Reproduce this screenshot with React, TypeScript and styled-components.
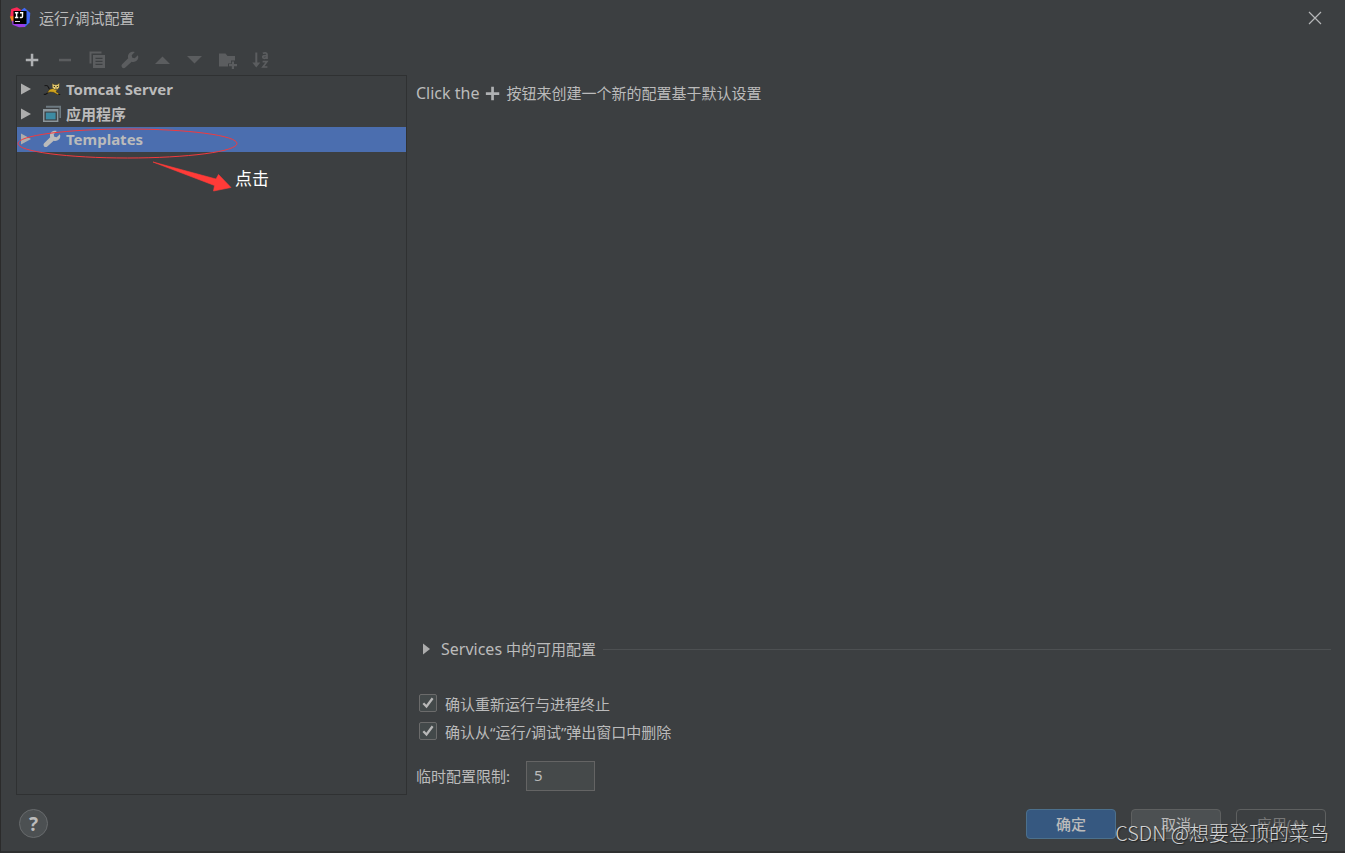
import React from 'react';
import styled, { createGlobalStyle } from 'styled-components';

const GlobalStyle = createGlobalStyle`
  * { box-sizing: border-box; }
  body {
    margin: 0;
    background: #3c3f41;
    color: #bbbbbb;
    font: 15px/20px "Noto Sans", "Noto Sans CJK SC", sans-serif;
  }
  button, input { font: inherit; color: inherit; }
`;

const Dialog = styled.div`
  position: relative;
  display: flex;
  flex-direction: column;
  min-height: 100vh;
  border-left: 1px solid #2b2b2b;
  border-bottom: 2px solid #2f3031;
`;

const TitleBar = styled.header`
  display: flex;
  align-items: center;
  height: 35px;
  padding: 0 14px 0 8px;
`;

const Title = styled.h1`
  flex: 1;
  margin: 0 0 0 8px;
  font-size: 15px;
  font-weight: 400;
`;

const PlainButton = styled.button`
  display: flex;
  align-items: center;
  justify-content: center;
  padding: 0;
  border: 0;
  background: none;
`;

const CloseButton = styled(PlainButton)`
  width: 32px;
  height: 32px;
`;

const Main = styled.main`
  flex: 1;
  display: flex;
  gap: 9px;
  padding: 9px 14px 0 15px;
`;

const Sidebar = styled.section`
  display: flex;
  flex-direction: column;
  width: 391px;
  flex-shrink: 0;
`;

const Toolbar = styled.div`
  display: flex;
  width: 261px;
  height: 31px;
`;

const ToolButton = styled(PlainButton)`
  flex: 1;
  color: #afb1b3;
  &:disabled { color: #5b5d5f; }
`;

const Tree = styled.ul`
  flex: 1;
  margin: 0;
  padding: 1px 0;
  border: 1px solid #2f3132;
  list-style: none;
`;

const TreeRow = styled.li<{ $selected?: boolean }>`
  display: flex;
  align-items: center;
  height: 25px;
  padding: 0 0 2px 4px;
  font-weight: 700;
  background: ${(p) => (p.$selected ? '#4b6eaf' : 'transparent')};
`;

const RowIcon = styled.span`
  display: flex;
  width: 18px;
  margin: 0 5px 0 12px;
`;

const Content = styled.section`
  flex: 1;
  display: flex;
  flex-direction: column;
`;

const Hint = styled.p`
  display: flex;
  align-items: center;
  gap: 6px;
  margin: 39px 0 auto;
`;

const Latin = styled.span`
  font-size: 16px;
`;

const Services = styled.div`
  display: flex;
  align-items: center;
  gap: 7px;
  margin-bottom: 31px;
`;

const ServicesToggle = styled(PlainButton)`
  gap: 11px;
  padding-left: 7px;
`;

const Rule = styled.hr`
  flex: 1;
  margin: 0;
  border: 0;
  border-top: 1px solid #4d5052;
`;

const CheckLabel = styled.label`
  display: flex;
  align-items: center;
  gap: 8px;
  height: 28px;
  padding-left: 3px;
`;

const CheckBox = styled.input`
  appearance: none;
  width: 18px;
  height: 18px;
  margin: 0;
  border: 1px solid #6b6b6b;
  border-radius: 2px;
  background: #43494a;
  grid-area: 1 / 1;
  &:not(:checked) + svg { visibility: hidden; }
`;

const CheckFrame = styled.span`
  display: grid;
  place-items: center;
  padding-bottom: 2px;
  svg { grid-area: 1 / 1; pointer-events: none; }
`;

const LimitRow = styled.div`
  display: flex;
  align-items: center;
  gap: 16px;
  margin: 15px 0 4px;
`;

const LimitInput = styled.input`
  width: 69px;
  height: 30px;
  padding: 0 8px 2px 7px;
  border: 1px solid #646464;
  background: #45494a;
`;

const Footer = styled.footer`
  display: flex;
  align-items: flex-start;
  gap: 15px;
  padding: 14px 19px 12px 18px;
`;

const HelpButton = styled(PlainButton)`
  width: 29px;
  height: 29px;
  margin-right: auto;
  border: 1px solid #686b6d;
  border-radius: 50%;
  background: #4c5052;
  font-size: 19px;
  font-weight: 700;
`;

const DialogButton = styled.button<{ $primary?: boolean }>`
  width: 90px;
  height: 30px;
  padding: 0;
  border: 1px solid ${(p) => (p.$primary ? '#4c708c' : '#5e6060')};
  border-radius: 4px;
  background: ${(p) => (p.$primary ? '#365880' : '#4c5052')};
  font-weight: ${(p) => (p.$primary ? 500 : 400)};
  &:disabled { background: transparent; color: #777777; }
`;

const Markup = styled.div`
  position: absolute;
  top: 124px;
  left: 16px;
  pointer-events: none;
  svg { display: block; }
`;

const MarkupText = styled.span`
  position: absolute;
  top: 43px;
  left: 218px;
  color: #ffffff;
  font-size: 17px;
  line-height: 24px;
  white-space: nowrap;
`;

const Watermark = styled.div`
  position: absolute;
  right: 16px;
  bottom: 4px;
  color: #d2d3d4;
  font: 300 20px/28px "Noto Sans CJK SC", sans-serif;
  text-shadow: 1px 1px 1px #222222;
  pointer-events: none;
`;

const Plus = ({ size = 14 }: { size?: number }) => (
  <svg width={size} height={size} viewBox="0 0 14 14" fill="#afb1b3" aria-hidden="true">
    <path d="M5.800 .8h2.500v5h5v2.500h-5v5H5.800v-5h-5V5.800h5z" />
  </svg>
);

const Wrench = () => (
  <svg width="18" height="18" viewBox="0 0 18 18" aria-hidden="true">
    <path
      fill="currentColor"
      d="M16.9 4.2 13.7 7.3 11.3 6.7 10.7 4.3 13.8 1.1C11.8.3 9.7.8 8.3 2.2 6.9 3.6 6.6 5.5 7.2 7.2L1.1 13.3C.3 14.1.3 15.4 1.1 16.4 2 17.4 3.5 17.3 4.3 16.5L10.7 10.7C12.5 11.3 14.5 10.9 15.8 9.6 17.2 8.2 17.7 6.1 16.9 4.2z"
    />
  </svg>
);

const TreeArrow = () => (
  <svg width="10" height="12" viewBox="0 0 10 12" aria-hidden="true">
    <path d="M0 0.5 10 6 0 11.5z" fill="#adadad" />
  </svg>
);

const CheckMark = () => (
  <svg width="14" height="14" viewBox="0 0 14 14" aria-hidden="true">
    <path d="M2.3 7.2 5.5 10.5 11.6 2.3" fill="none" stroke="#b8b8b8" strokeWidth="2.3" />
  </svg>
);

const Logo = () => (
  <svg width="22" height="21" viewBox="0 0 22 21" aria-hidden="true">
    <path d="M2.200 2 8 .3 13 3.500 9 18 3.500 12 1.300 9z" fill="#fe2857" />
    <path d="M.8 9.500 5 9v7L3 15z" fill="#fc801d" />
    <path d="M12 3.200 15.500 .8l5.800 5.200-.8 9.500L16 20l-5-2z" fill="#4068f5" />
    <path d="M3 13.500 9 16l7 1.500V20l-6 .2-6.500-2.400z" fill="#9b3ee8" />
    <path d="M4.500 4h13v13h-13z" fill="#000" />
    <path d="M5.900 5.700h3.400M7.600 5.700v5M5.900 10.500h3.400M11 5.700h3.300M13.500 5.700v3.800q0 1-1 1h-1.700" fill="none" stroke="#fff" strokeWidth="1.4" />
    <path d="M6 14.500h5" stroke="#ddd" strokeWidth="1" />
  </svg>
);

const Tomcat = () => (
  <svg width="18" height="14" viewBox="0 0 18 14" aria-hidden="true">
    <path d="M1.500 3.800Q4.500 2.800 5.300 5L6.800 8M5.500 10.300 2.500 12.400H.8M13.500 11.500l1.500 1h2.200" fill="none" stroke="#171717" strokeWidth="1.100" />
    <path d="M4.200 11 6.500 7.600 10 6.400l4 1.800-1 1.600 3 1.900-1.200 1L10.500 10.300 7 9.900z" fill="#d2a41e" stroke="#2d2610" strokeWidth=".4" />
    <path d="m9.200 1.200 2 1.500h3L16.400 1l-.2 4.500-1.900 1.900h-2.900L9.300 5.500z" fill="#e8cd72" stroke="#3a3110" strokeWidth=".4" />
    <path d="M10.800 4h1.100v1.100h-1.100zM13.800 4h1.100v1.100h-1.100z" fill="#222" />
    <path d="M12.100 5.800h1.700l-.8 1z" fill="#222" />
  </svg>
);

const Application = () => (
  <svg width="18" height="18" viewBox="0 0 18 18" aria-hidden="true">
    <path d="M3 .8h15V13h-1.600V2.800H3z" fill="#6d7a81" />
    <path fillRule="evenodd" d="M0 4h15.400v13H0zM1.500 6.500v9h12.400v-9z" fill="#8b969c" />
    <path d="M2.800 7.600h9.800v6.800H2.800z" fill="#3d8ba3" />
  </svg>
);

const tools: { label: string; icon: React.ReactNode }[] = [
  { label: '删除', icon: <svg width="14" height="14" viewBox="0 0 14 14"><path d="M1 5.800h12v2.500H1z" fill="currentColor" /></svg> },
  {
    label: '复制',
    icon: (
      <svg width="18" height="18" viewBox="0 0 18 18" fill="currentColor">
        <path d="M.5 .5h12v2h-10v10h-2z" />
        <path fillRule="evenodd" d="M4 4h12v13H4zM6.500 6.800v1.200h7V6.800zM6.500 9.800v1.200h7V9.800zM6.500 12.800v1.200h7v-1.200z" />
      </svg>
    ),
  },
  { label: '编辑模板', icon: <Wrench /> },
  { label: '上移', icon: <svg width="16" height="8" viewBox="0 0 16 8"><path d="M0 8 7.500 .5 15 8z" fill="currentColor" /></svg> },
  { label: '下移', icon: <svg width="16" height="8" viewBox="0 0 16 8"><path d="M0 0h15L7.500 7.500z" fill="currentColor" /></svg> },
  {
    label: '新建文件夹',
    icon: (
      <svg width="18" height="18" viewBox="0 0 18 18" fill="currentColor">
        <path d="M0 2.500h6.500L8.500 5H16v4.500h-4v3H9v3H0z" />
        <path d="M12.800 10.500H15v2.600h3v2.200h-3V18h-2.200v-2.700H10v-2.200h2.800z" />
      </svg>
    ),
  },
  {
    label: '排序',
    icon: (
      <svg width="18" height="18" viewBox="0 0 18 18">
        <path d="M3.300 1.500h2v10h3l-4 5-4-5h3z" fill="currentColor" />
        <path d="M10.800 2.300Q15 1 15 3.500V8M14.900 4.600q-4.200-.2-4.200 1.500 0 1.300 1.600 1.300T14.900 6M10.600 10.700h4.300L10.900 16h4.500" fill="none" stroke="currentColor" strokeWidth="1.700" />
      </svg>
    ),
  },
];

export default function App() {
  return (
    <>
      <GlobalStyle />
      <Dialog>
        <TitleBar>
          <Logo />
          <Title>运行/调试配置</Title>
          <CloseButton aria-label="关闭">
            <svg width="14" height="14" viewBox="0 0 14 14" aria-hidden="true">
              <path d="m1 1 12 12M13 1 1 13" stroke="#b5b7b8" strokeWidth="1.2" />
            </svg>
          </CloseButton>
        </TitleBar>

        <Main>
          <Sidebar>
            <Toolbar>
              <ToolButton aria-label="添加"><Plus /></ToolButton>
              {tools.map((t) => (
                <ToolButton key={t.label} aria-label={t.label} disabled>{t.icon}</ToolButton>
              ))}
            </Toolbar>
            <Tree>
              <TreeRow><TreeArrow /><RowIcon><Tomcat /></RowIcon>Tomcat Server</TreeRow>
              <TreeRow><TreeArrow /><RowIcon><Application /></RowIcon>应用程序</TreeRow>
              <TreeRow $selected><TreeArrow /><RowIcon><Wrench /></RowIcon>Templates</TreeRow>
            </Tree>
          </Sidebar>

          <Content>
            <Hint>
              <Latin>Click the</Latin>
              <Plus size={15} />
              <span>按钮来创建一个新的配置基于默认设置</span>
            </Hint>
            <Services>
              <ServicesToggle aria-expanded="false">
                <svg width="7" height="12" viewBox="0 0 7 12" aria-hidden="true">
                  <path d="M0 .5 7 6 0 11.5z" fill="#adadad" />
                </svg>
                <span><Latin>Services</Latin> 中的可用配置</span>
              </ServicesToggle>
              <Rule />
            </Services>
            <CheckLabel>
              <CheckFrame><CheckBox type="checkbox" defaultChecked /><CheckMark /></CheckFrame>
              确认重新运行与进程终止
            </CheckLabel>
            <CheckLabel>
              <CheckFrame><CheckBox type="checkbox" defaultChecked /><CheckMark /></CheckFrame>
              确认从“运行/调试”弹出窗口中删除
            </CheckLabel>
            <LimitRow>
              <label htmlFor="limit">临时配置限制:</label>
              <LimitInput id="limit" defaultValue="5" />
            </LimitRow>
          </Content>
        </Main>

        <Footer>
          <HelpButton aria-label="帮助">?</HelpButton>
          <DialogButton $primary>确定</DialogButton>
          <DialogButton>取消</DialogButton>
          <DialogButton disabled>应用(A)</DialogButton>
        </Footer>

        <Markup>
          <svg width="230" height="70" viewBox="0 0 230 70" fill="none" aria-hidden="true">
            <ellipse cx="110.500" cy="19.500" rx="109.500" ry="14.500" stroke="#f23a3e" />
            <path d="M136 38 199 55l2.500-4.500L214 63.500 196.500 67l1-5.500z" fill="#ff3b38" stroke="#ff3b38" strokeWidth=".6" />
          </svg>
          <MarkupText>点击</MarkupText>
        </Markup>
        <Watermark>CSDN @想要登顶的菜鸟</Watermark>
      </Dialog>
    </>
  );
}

___

Tell how many lines of the material above hold "components", answering with a bare number.

» Task result:
2